Pertanto, venendo alla vicenda della Cantina sociale, non si possono ri-percorrere oggi gli stessi sentieri provati con la Icom, cominciando a far battaglia politica sulla base di una presunta ragione giuridica e paventando congiure di palazzo, complotti della massomafia e via dicendo. Se al contrario la si affronta, come si dovrebbe fare in politica, senza trovarsi un nemico da abbattere ed esaminando i pro e contro della questione, la negoziazione degli interessi in gioco può tentare di conciliare interessi privati e pubblici. Il bene pubblico non consiste nello sconfiggere il nemico ma nel risolvere problemi difficili.

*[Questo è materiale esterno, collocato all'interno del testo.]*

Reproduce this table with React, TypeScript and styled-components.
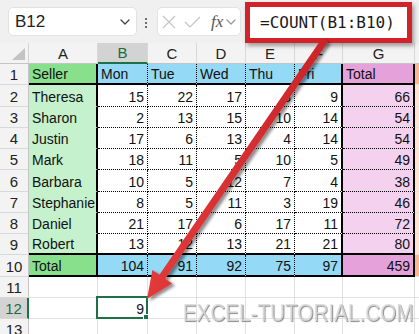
import React from 'react';
import styled, { createGlobalStyle } from 'styled-components';

const Global = createGlobalStyle`
  html, body { margin: 0; padding: 0; background: #fff; }
  body { font-family: "Liberation Sans", Arial, sans-serif; }
`;

type Line = 'none' | 'grid' | 'dot' | 'thick';

const line = (l: Line) => {
  switch (l) {
    case 'grid': return '1px solid #e1e1e1';
    case 'dot': return '1px dotted #000';
    case 'thick': return '2px solid #000';
    default: return '1px solid transparent';
  }
};

const Page = styled.div`
  position: relative;
  width: 419px;
  height: 334px;
  overflow: hidden;
  background: #fff;
`;

const Toolbar = styled.div`
  height: 43px;
  box-sizing: border-box;
  background: #f0f0f0;
  display: flex;
  align-items: flex-start;
  padding-left: 8px;
`;

const NameBox = styled.div`
  margin-top: 7px;
  width: 129px;
  height: 29px;
  box-sizing: border-box;
  background: #fff;
  border: 1px solid #e2e2e2;
  border-radius: 5px;
  display: flex;
  align-items: center;
  justify-content: space-between;
  padding: 0 6px 0 6px;
  font-size: 17px;
  color: #222;
`;

const Dots = styled.div`
  margin: 18px 0 0 8px;
  width: 3px;
  display: flex;
  flex-direction: column;
  gap: 2px;
  span {
    width: 2px;
    height: 2px;
    background: #444;
    border-radius: 1px;
  }
`;

const FxBox = styled.div`
  margin: 7px 0 0 9px;
  width: 84px;
  height: 29px;
  box-sizing: border-box;
  background: #fff;
  border: 1px solid #e2e2e2;
  border-radius: 5px;
  display: flex;
  align-items: center;
  padding-left: 4px;
  gap: 8px;
`;

const FxLabel = styled.span`
  font-family: "Liberation Serif", "DejaVu Serif", serif;
  font-style: italic;
  font-size: 17px;
  color: #555;
  margin-left: 2px;
  margin-right: -5px;
`;

const FormulaFrame = styled.div`
  margin: 2px 0 0 4px;
  width: 167px;
  height: 41px;
  box-sizing: border-box;
  border: 5px solid #d4222a;
  background: #fff;
  box-shadow: 2px 3px 4px rgba(0, 0, 0, 0.35);
  display: flex;
  align-items: center;
  padding-left: 10px;
  font-family: "DejaVu Sans Mono", "Liberation Mono", monospace;
  font-size: 16px;
  color: #1a1a1a;
  position: relative;
  z-index: 2;
`;

const Sheet = styled.div`
  display: grid;
  grid-template-columns: 29px 69px 50px 49px 49px 49px 48px 72px 60px;
  grid-template-rows: 21px 21px 22px 21px 21px 21px 22px 21px 21px 21px 22px 21px 21px 21px;
`;

const Corner = styled.div`
  background: #f3f3f3;
  border-right: 1px solid #d4d4d4;
  border-bottom: 1px solid #c4c4c4;
  box-sizing: border-box;
  display: flex;
  align-items: flex-end;
  justify-content: flex-end;
  padding: 0 3px 3px 0;
`;

const ColHead = styled.div<{ $sel?: boolean }>`
  box-sizing: border-box;
  background: ${p => (p.$sel ? '#d3d3d3' : '#f3f3f3')};
  border-right: 1px solid #d8d8d8;
  border-bottom: ${p => (p.$sel ? '2px solid #1e7145' : '1px solid #c4c4c4')};
  color: ${p => (p.$sel ? '#1e6b41' : '#222')};
  display: flex;
  align-items: center;
  justify-content: center;
  font-size: 15px;
`;

const RowHead = styled.div<{ $sel?: boolean }>`
  box-sizing: border-box;
  background: ${p => (p.$sel ? '#d3d3d3' : '#f3f3f3')};
  border-right: ${p => (p.$sel ? '2px solid #1e7145' : '1px solid #c4c4c4')};
  border-bottom: 1px solid #d8d8d8;
  color: ${p => (p.$sel ? '#1e6b41' : '#222')};
  display: flex;
  align-items: center;
  justify-content: center;
  font-size: 15px;
  padding-top: 1px;
`;

const Cell = styled.div<{ $bg?: string; $r: Line; $b: Line; $num?: boolean }>`
  position: relative;
  box-sizing: border-box;
  background: ${p => p.$bg ?? '#fff'};
  border-right: ${p => line(p.$r)};
  border-bottom: ${p => line(p.$b)};
  display: flex;
  align-items: flex-end;
  justify-content: ${p => (p.$num ? 'flex-end' : 'flex-start')};
  padding: 0 3px 0 3px;
  font-size: 14px;
  line-height: 17px;
  color: #111;
  white-space: nowrap;
`;

const Selection = styled.div`
  position: absolute;
  left: -2px;
  top: -2px;
  right: -1px;
  bottom: -1px;
  border: 2px solid #1e7145;
  pointer-events: none;
  &::after {
    content: '';
    position: absolute;
    right: -4px;
    bottom: -4px;
    width: 5px;
    height: 5px;
    background: #1e7145;
    border: 1px solid #fff;
  }
`;

const Arrow = styled.svg`
  position: absolute;
  left: 0;
  top: 0;
  width: 419px;
  height: 334px;
  pointer-events: none;
  z-index: 3;
`;

const Watermark = styled.div`
  position: absolute;
  right: 6px;
  top: 300px;
  font-family: "Liberation Sans", Arial, sans-serif;
  font-size: 23px;
  letter-spacing: 0;
  color: rgba(218, 218, 218, 0.85);
  text-shadow: 1px 1px 1px rgba(90, 90, 90, 0.7);
  transform: scaleX(0.9);
  transform-origin: right center;
  white-space: nowrap;
  pointer-events: none;
  z-index: 1;
`;

const COLORS = {
  greenHead: '#88e08d',
  greenBody: '#c6f1cd',
  blue: '#94d9f5',
  pinkHead: '#e4a1da',
  pinkBody: '#f3d1ef',
  orangeHead: '#f6b895',
  orangeBody: '#fde4d5',
};

const header = ['Seller', 'Mon', 'Tue', 'Wed', 'Thu', 'Fri', 'Total'];
const rows: [string, number, number, number, number, number, number][] = [
  ['Theresa', 15, 22, 17, 3, 9, 66],
  ['Sharon', 2, 13, 15, 10, 14, 54],
  ['Justin', 17, 6, 13, 4, 14, 54],
  ['Mark', 18, 11, 5, 10, 5, 49],
  ['Barbara', 10, 5, 12, 7, 4, 38],
  ['Stephanie', 8, 5, 11, 3, 19, 46],
  ['Daniel', 21, 17, 6, 17, 11, 72],
  ['Robert', 13, 12, 13, 21, 21, 80],
];
const totals: (string | number)[] = ['Total', 104, 91, 92, 75, 97, 459];
const cols = ['A', 'B', 'C', 'D', 'E', 'F', 'G', 'H'];

const rightLine = (c: number): Line => (c === 0 || c === 5 || c === 6 ? 'thick' : 'dot');

function bgFor(r: number, c: number) {
  const head = r === 1 || r === 10;
  if (c === 0) return head ? COLORS.greenHead : COLORS.greenBody;
  if (c === 6) return head ? COLORS.pinkHead : COLORS.pinkBody;
  return head ? COLORS.blue : '#fff';
}

function bottomLine(r: number, c: number): Line {
  if (r === 1 || r === 9 || r === 10) return 'thick';
  return c === 0 ? 'none' : 'dot';
}

function TableRow({ r, values }: { r: number; values: (string | number)[] }) {
  return (
    <>
      <RowHead>{r}</RowHead>
      {values.map((v, c) => (
        <Cell key={c} $bg={bgFor(r, c)} $r={rightLine(c)} $b={bottomLine(r, c)} $num={typeof v === 'number'}>
          {v}
        </Cell>
      ))}
      <Cell $bg={r === 1 || r === 10 ? COLORS.orangeHead : COLORS.orangeBody} $r="grid" $b="grid" />
    </>
  );
}

function EmptyRow({ r, sel }: { r: number; sel?: boolean }) {
  return (
    <>
      <RowHead $sel={sel}>{r}</RowHead>
      {cols.map((c, i) => (
        <Cell key={c} $r="grid" $b="grid" $num>
          {sel && i === 1 ? (
            <>
              9
              <Selection />
            </>
          ) : null}
        </Cell>
      ))}
    </>
  );
}

const ChevronDown = ({ color = '#555', size = 10 }: { color?: string; size?: number }) => (
  <svg width={size} height={size * 0.6} viewBox="0 0 10 6" fill="none">
    <path d="M1 1 L5 5 L9 1" stroke={color} strokeWidth="1.3" strokeLinecap="round" strokeLinejoin="round" />
  </svg>
);

export default function App() {
  // arrow geometry
  const S = { x: 325, y: 40 };
  const T = { x: 147, y: 299 };
  const dx = T.x - S.x;
  const dy = T.y - S.y;
  const len = Math.hypot(dx, dy);
  const u = { x: dx / len, y: dy / len };
  const n = { x: -u.y, y: u.x };
  const L = 27;
  const W = 12;
  const w = 3.5;
  const B = { x: T.x - L * u.x, y: T.y - L * u.y };
  const pts = [
    [S.x + w * n.x, S.y + w * n.y],
    [B.x + w * n.x, B.y + w * n.y],
    [B.x + W * n.x, B.y + W * n.y],
    [T.x, T.y],
    [B.x - W * n.x, B.y - W * n.y],
    [B.x - w * n.x, B.y - w * n.y],
    [S.x - w * n.x, S.y - w * n.y],
  ]
    .map(p => p.map(v => v.toFixed(1)).join(','))
    .join(' ');

  return (
    <Page>
      <Global />
      <Toolbar>
        <NameBox>
          <span>B12</span>
          <ChevronDown size={10} color="#444" />
        </NameBox>
        <Dots>
          <span />
          <span />
          <span />
        </Dots>
        <FxBox>
          <svg width="14" height="14" viewBox="0 0 14 14">
            <path d="M1 1 L13 13 M13 1 L1 13" stroke="#c4c4c4" strokeWidth="1.2" />
          </svg>
          <svg width="17" height="12" viewBox="0 0 17 12">
            <path d="M1 6 L6 11 L16 1" stroke="#c4c4c4" strokeWidth="1.2" fill="none" />
          </svg>
          <FxLabel>fx</FxLabel>
          <ChevronDown size={10} color="#999" />
        </FxBox>
        <FormulaFrame>=COUNT(B1:B10)</FormulaFrame>
      </Toolbar>
      <Sheet>
        <Corner>
          <svg width="13" height="12" viewBox="0 0 13 12">
            <polygon points="13,0 13,12 0,12" fill="#c3c3c3" />
          </svg>
        </Corner>
        {cols.map(c => (
          <ColHead key={c} $sel={c === 'B'}>
            {c === 'H' ? null : c}
          </ColHead>
        ))}
        <TableRow r={1} values={header} />
        {rows.map((row, i) => (
          <TableRow key={i} r={i + 2} values={row} />
        ))}
        <TableRow r={10} values={totals} />
        <EmptyRow r={11} />
        <EmptyRow r={12} sel />
        <EmptyRow r={13} />
      </Sheet>
      <Watermark>EXCEL-TUTORIAL.COM</Watermark>
      <Arrow viewBox="0 0 419 334">
        <defs>
          <filter id="arrowShadow" x="-20%" y="-20%" width="140%" height="140%">
            <feDropShadow dx="3" dy="2" stdDeviation="1.8" floodColor="#000" floodOpacity="0.45" />
          </filter>
          <linearGradient id="arrowFill" x1="0" y1="0" x2="1" y2="0">
            <stop offset="0" stopColor="#e23a3a" />
            <stop offset="1" stopColor="#c9252a" />
          </linearGradient>
        </defs>
        <polygon points={pts} fill="url(#arrowFill)" filter="url(#arrowShadow)" />
      </Arrow>
    </Page>
  );
}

Se, al contrario, qualcuno vuol avere ragione, stoppando l’operazione del supermercato, lasciando al posto della Cantina quel che ci sono oggi, le macerie, così come è di fatto avvenuto con lo zuccherificio di S. Eufemia (archeologia industriale si chiama), che i giuristi e gli avvocati combattino  pure. Ma i cittadini questa “politica” continuano a non capirla. Così come non si capiscono altre vicende italiane che chiamano in causa gli ambientalisti (più o meno) ideologici.

Come ha spiegato qualche giorno fa Claudio Cerasa (il Foglio), “se si considera urgente, cruciale, strategica la transizione verso una nuova stagione dominata dalle rinnovabili sarebbe utile, per esempio, che l’ambientalista collettivo avesse il coraggio di ricordare che le rinnovabili, in un paese come l’Italia, vanno a rilento non per un complotto internazionale ma perché nel nostro paese (a) il 70 per cento dei progetti rinnovabili è fermo a causa della burocrazia, (b) ci sono da anni 575 domande bloccate al ministero della Cultura in attesa di un’autorizzazione, (c) la durata media di un iter autorizzativo sulle rinnovabili è di sette anni nonostante la direttiva europea sulla promozione dell’utilizzo dell’energia rinnovabile preveda una durata di un anno di media e due in casi eccezionali”.

Quando noi ci occupiamo (e accapigliamo) sulle questioni di principio e lasciamo la pratica ai burocrati ecco cosa succede.